All too often at the end of a course you are so buried in details, working on final exams and term papers, and then the semester is over, and you never get a chance to reflect on the course as a whole. The purpose of this assignment is to give you that opportunity. Again, you should expect to get full credit, so long as you make a full effort.
Section Exercises
These are chances for you to do kinds of historical work that isn't covered by the traditional term paper. I give these exercises to give at least some inkling of the range of activities and skills employed by a working historian. I intend them to be serious and worthwhile, but also interesting and (dare I say it) even fun.
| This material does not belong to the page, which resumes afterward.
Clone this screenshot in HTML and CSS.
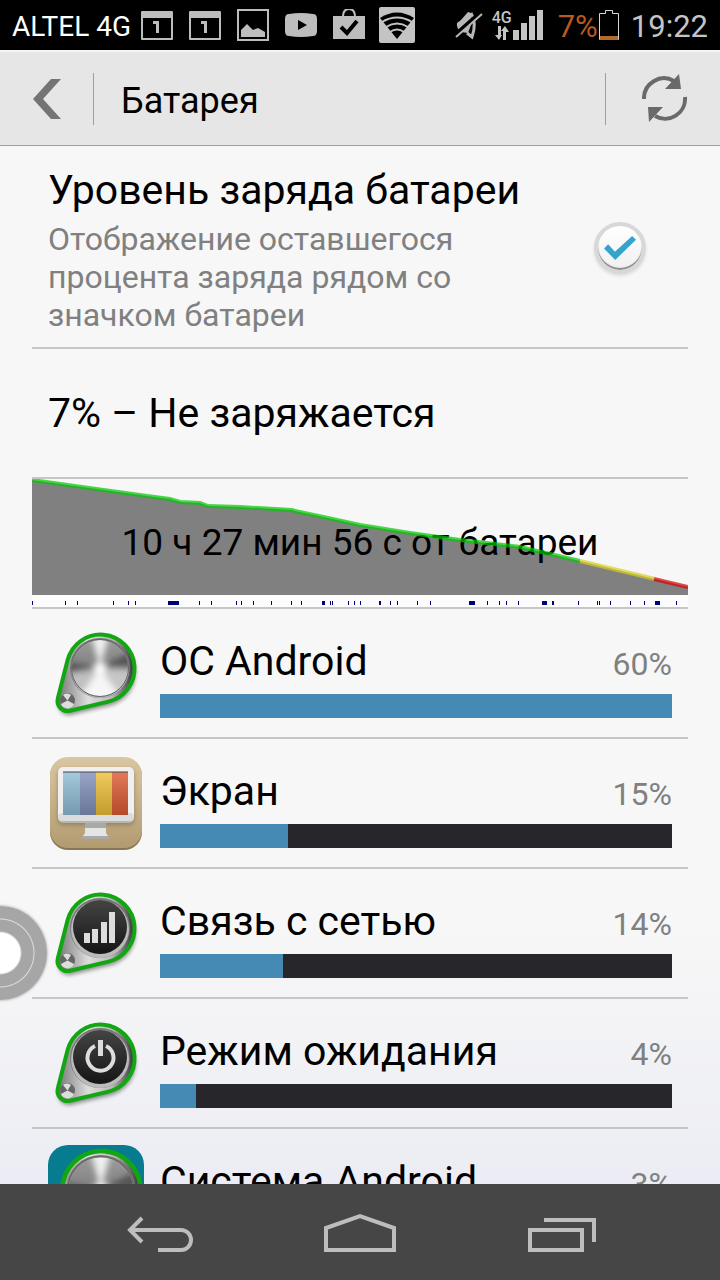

The first exercise requires you to wrestle with a primary source, not at the general level of understanding the whole document, but at the detail level of specific words and phrases. In certain areas of historical research, each and every word of a document must sometimes be scrutinized. Moreover, the historian must also be able to explain his or her interpretation of those words to others.
The second exercise has you exploring a different kind of document: the Internet. Historical sites are of course scattered all across Europe. I want you to get some experience in how to conduct extended searches (not merely take the first hit or two on Google). But I also want you to get practice in taking disparate sources and weaving a coherent account from them.
The third exercise has you reading images rather than text. Art historians approach the visual record in one way, but historians read that record looking for different things. As with the other assignments, I'll be judging not only how perceptive you are, but also how well you communicate your perceptions in writing.
In all these exercises, it's not a matter of getting the "right answer." It's a matter of gaining understanding and communicating that understanding in clear language. You should get full credit regardless of what you are able to see, so long as you make an honest effort and are able to write well.